Is ther Is there a third option? It's a given they're going to double down and make the prices insane in that far off stadium.
That's what they'll certainly try to do. This is a one-off cash grab, nothing more. Or at least an attempt at one. To call it unpopular with the Crew fanbase would be something of an understatement. So they'll lose a big chunk of those fans, who simpy won't drive 2.5 hours north to watch a "home" game, and have to make up those fans, plus add tens of thousands of others in a city where MLS isn't exactly front page sports news. Oh, in mid-April, when the weather could be great or miserable. No other MLS club has tried something like this: relocating a regular season game to a completely different market, hours away from their core fanbase. So, sure, they could sell out the stadium, but that seems unlikely. In any event, it's a gamble, and one that's managed to piss off the team's actual fans (not including the smal percentage of season ticket holders who live in NE Ohio and make the long drive to/from Columbus numerous times every season).
In front of basically nobody, and not to cash grab, but because their "home" venues were unavailable. Basically nobody in Hartford had any idea what was going on. We also played a "home" match in LA. To the best of my knowledge, the Los Angeles chapter of the Third Rail is not very sizeable.
Also they didn't tell anyone in Hartford. It wasn't planned, it was just circumstantial. The side effect of playing in Cleveland is that obviously there are soccer fans there. But in most places MLS has struggled to establish a fan base outside their immediate locale. Why not try and get Clevelandonianites to root for one of the Ohio teams. On top of the obvious cash grab its a great marketing opportunity the Crew, which they'll probably mess up by over-pricing.
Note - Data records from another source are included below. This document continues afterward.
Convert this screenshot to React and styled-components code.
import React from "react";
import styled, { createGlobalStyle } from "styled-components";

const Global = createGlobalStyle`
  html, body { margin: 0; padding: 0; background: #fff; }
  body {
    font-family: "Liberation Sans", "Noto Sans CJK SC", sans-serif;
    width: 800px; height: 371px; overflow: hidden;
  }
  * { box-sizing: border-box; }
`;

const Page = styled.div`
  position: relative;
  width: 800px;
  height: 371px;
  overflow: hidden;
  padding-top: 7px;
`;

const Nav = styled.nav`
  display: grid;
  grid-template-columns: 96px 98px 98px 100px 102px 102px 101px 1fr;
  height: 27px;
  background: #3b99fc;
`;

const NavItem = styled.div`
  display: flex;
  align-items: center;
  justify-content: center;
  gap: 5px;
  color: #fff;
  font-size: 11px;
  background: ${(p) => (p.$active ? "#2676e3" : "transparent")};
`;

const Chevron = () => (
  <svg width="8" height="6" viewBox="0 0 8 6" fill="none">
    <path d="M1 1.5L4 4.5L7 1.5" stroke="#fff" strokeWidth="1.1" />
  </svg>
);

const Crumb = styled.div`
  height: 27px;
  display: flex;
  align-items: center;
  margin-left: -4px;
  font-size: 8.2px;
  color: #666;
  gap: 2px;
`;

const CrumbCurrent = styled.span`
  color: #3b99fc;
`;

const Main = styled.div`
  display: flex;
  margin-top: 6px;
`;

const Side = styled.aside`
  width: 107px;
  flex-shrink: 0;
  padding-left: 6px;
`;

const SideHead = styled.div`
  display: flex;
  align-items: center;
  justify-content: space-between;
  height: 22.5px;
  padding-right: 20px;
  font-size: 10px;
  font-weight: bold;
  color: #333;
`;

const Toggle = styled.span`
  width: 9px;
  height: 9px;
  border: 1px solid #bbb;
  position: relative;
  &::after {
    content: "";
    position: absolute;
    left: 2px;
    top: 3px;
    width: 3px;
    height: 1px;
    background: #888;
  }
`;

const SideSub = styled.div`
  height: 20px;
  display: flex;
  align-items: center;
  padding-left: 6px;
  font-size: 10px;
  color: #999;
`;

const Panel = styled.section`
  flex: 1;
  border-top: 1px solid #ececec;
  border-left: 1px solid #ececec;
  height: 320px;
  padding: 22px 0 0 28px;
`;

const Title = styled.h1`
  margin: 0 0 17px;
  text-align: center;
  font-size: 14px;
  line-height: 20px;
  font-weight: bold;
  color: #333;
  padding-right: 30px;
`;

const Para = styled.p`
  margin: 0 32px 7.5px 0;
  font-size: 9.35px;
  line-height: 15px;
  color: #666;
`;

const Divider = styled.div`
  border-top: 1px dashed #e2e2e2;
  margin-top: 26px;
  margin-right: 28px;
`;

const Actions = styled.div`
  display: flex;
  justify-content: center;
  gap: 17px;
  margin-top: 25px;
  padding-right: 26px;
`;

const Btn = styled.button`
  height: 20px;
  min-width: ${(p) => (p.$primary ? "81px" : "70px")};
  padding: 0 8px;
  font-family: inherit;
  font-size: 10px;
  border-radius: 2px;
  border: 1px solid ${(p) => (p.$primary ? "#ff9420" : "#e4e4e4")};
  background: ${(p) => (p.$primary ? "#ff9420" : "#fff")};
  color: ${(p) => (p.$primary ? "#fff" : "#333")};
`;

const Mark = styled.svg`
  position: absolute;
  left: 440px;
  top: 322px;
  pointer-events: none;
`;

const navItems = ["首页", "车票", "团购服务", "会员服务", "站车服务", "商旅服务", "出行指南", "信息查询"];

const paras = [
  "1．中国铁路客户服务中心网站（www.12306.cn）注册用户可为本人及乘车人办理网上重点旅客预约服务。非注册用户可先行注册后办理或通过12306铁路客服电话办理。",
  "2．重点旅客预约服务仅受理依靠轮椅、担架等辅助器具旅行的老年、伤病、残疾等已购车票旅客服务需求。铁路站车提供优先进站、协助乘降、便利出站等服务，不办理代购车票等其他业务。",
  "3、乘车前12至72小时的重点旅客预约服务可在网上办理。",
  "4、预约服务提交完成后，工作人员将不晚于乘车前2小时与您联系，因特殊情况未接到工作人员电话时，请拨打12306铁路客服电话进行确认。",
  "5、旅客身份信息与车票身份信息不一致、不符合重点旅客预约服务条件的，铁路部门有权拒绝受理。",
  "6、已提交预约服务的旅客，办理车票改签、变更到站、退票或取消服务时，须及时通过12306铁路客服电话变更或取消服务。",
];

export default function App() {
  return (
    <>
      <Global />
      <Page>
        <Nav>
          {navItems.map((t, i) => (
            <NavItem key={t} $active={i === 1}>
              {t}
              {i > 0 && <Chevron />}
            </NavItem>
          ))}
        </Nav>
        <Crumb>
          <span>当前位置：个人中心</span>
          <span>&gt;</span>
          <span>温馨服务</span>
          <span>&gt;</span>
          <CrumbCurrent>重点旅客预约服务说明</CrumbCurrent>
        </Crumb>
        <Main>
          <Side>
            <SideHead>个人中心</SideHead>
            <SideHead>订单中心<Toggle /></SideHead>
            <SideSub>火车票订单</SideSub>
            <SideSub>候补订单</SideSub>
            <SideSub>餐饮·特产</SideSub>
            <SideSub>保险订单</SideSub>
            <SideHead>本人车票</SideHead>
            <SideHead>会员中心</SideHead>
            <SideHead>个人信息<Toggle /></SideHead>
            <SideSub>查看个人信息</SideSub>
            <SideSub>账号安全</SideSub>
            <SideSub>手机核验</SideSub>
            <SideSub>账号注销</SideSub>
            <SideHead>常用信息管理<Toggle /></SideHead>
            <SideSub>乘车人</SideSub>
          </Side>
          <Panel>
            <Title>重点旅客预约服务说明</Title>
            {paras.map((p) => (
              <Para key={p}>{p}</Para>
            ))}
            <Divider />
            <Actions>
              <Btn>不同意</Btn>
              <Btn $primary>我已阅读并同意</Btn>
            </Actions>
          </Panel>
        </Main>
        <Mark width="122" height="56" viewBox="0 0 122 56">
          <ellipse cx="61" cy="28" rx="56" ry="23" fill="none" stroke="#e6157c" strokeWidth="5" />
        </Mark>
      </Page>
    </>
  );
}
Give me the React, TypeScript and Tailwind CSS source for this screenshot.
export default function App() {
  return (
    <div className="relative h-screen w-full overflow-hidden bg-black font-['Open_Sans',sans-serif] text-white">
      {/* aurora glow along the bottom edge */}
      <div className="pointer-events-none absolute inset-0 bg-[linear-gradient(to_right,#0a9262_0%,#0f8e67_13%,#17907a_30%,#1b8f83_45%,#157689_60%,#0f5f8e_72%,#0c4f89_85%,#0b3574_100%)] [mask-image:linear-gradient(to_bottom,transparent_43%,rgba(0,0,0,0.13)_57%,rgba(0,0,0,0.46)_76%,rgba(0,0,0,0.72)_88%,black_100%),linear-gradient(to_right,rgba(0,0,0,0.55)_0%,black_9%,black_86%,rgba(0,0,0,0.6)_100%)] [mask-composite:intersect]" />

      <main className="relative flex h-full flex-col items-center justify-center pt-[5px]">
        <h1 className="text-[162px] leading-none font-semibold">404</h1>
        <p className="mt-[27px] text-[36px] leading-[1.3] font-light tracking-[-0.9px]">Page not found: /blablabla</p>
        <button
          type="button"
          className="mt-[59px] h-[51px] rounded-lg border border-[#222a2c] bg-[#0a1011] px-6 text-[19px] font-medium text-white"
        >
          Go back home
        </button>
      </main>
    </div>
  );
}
I think it's a terrible look to play a key match away from the City that rallied to save the franchise and get a nice new stadium built.
Perhaps this is the cost of having the franchise saved. Their billionaire angel needs to get some money made.
This kind of feels like if the Fire relocated their Messi game to Milwaukee to try to attract that market. I mean, Milwaukee is in a different state but it’s a shorter trip than Cleveland to Columbus, and I feel like it’s just as likely anyone will suddenly start cheering for the Fire after a game like that as it is that someone in Cleveland will start cheering for the Crew. My guess is most anyone that could be flipped in Cleveland already has been. Feels like a bit of a slap in the face to the Columbus fans if I’m being honest.
Yeah but one extra aspect to that would be if the fire owner owns the stadium in Milwaukee. This is their owner trying to get his stadium an extra date.
By losing that same date at another stadium he owns. I get it: 67K seats > 21K seats. Still, there wil be some extra cost in hosting the game in CLE, too. The stadium will need to get set up to host a soccer game during a time fo the year when it's normally dormant. And he'll lose a big percentage of those 21K fans who'd be there in Columbus. Those fans need to be replaced, which means a special marketing campaign needs to get set up in Cleveland for this particular event. In other words, it's nothing like, say, NE, or ATL or Charlotte just selling more tickets in a stadium they alerady play in. Now that's a pay-day. Maybe they just assume Lionel Messi = sold out stadium. Time will tell.
Not MLS, but the Bills played a "home" game in Toronto for several years running and moved their training camp an hour east down the Thruway and grew their fanbase during the drought years.
Maybe Crew fans could consider a thank you for saving their club, building a nice new stadium and poaching for them the best manager in the league. Treat it like a big away day. MLS fans don't get many of those. I remember Notts County fans travelling in their thousands to Paul Gascoigne's Spurs blah blah blah.
The Fire got $10m revenue from one Messi game at Soldier Field, whatever the costs are the margins with the bigger stadium far outrun those.